■ Direction ■
Omit all images. Transcribe the rest of the material below exactly.

■ Given data ■
● ● ● ●

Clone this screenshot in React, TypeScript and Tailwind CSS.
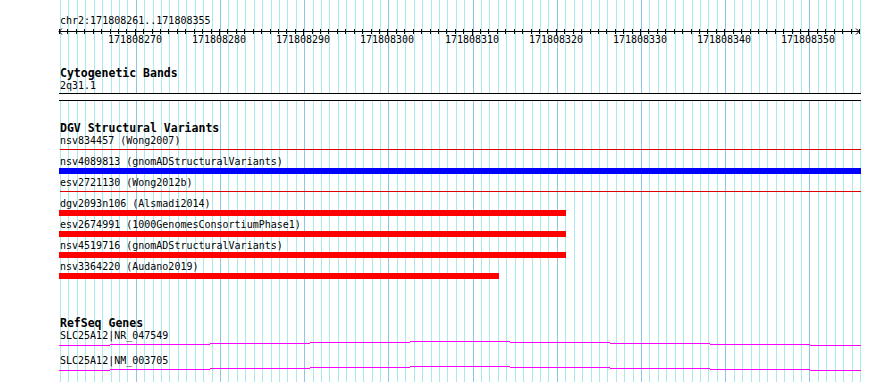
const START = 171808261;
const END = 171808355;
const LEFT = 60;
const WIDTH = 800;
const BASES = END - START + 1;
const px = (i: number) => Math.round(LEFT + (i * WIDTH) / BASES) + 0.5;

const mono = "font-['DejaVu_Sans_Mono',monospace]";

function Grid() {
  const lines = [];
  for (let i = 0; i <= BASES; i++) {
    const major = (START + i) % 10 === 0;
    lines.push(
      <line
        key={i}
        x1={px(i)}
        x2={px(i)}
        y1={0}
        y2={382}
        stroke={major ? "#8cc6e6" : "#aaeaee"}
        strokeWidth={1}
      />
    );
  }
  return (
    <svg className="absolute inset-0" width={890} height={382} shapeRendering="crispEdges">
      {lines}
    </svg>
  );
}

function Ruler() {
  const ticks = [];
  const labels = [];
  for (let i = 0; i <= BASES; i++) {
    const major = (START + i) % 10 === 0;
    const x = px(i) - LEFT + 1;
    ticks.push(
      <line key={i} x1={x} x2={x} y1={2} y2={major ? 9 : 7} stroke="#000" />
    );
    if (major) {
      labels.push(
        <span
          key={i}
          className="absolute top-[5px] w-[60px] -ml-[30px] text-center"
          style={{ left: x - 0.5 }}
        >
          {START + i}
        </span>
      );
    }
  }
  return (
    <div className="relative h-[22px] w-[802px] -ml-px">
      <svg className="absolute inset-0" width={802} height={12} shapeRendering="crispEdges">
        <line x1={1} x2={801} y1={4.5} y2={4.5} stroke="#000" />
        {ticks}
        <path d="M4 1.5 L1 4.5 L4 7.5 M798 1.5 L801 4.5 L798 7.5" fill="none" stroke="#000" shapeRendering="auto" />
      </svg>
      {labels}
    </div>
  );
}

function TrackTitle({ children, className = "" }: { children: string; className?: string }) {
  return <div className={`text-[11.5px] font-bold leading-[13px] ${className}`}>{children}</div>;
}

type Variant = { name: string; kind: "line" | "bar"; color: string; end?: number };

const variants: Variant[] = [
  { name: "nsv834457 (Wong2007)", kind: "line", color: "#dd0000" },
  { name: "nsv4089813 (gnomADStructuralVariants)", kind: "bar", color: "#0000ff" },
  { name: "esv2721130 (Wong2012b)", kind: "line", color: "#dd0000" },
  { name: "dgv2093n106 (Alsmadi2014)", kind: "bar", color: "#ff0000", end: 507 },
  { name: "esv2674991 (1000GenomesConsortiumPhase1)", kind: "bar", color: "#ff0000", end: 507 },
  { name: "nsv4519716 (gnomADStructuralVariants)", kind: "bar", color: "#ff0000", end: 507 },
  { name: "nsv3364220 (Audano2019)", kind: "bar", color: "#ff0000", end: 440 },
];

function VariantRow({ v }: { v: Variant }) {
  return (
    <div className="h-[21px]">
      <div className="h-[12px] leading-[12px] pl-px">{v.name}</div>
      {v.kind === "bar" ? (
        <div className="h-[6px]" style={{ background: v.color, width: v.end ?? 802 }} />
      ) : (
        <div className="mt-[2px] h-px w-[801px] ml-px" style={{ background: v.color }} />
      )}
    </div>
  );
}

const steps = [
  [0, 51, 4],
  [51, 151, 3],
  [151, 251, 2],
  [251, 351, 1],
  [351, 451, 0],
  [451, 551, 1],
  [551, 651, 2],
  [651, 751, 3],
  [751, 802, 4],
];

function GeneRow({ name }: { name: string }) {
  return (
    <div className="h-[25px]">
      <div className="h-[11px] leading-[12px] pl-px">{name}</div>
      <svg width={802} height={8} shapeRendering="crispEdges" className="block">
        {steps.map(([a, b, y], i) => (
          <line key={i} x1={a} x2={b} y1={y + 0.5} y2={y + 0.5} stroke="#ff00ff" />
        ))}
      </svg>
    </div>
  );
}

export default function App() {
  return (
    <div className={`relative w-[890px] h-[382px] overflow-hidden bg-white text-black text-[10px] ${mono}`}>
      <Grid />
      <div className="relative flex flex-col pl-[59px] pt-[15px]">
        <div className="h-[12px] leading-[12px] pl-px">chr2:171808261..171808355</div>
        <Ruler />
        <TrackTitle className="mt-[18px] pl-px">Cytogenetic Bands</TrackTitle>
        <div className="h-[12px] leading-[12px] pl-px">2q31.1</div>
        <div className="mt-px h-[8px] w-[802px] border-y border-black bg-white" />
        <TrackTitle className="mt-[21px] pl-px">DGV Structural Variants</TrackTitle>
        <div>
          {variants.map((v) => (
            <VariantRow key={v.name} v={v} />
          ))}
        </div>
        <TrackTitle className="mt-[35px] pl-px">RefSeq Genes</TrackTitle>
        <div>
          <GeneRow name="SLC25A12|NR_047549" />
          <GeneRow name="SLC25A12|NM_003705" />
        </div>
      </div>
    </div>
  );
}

● ● ● ●

■ Problem solution ■
Clone this screenshot in React, TypeScript and Tailwind CSS.
const START = 171808261;
const END = 171808355;
const LEFT = 60;
const WIDTH = 800;
const BASES = END - START + 1;
const px = (i: number) => Math.round(LEFT + (i * WIDTH) / BASES) + 0.5;

const mono = "font-['DejaVu_Sans_Mono',monospace]";

function Grid() {
  const lines = [];
  for (let i = 0; i <= BASES; i++) {
    const major = (START + i) % 10 === 0;
    lines.push(
      <line
        key={i}
        x1={px(i)}
        x2={px(i)}
        y1={0}
        y2={382}
        stroke={major ? "#8cc6e6" : "#aaeaee"}
        strokeWidth={1}
      />
    );
  }
  return (
    <svg className="absolute inset-0" width={890} height={382} shapeRendering="crispEdges">
      {lines}
    </svg>
  );
}

function Ruler() {
  const ticks = [];
  const labels = [];
  for (let i = 0; i <= BASES; i++) {
    const major = (START + i) % 10 === 0;
    const x = px(i) - LEFT + 1;
    ticks.push(
      <line key={i} x1={x} x2={x} y1={2} y2={major ? 9 : 7} stroke="#000" />
    );
    if (major) {
      labels.push(
        <span
          key={i}
          className="absolute top-[5px] w-[60px] -ml-[30px] text-center"
          style={{ left: x - 0.5 }}
        >
          {START + i}
        </span>
      );
    }
  }
  return (
    <div className="relative h-[22px] w-[802px] -ml-px">
      <svg className="absolute inset-0" width={802} height={12} shapeRendering="crispEdges">
        <line x1={1} x2={801} y1={4.5} y2={4.5} stroke="#000" />
        {ticks}
        <path d="M4 1.5 L1 4.5 L4 7.5 M798 1.5 L801 4.5 L798 7.5" fill="none" stroke="#000" shapeRendering="auto" />
      </svg>
      {labels}
    </div>
  );
}

function TrackTitle({ children, className = "" }: { children: string; className?: string }) {
  return <div className={`text-[11.5px] font-bold leading-[13px] ${className}`}>{children}</div>;
}

type Variant = { name: string; kind: "line" | "bar"; color: string; end?: number };

const variants: Variant[] = [
  { name: "nsv834457 (Wong2007)", kind: "line", color: "#dd0000" },
  { name: "nsv4089813 (gnomADStructuralVariants)", kind: "bar", color: "#0000ff" },
  { name: "esv2721130 (Wong2012b)", kind: "line", color: "#dd0000" },
  { name: "dgv2093n106 (Alsmadi2014)", kind: "bar", color: "#ff0000", end: 507 },
  { name: "esv2674991 (1000GenomesConsortiumPhase1)", kind: "bar", color: "#ff0000", end: 507 },
  { name: "nsv4519716 (gnomADStructuralVariants)", kind: "bar", color: "#ff0000", end: 507 },
  { name: "nsv3364220 (Audano2019)", kind: "bar", color: "#ff0000", end: 440 },
];

function VariantRow({ v }: { v: Variant }) {
  return (
    <div className="h-[21px]">
      <div className="h-[12px] leading-[12px] pl-px">{v.name}</div>
      {v.kind === "bar" ? (
        <div className="h-[6px]" style={{ background: v.color, width: v.end ?? 802 }} />
      ) : (
        <div className="mt-[2px] h-px w-[801px] ml-px" style={{ background: v.color }} />
      )}
    </div>
  );
}

const steps = [
  [0, 51, 4],
  [51, 151, 3],
  [151, 251, 2],
  [251, 351, 1],
  [351, 451, 0],
  [451, 551, 1],
  [551, 651, 2],
  [651, 751, 3],
  [751, 802, 4],
];

function GeneRow({ name }: { name: string }) {
  return (
    <div className="h-[25px]">
      <div className="h-[11px] leading-[12px] pl-px">{name}</div>
      <svg width={802} height={8} shapeRendering="crispEdges" className="block">
        {steps.map(([a, b, y], i) => (
          <line key={i} x1={a} x2={b} y1={y + 0.5} y2={y + 0.5} stroke="#ff00ff" />
        ))}
      </svg>
    </div>
  );
}

export default function App() {
  return (
    <div className={`relative w-[890px] h-[382px] overflow-hidden bg-white text-black text-[10px] ${mono}`}>
      <Grid />
      <div className="relative flex flex-col pl-[59px] pt-[15px]">
        <div className="h-[12px] leading-[12px] pl-px">chr2:171808261..171808355</div>
        <Ruler />
        <TrackTitle className="mt-[18px] pl-px">Cytogenetic Bands</TrackTitle>
        <div className="h-[12px] leading-[12px] pl-px">2q31.1</div>
        <div className="mt-px h-[8px] w-[802px] border-y border-black bg-white" />
        <TrackTitle className="mt-[21px] pl-px">DGV Structural Variants</TrackTitle>
        <div>
          {variants.map((v) => (
            <VariantRow key={v.name} v={v} />
          ))}
        </div>
        <TrackTitle className="mt-[35px] pl-px">RefSeq Genes</TrackTitle>
        <div>
          <GeneRow name="SLC25A12|NR_047549" />
          <GeneRow name="SLC25A12|NM_003705" />
        </div>
      </div>
    </div>
  );
}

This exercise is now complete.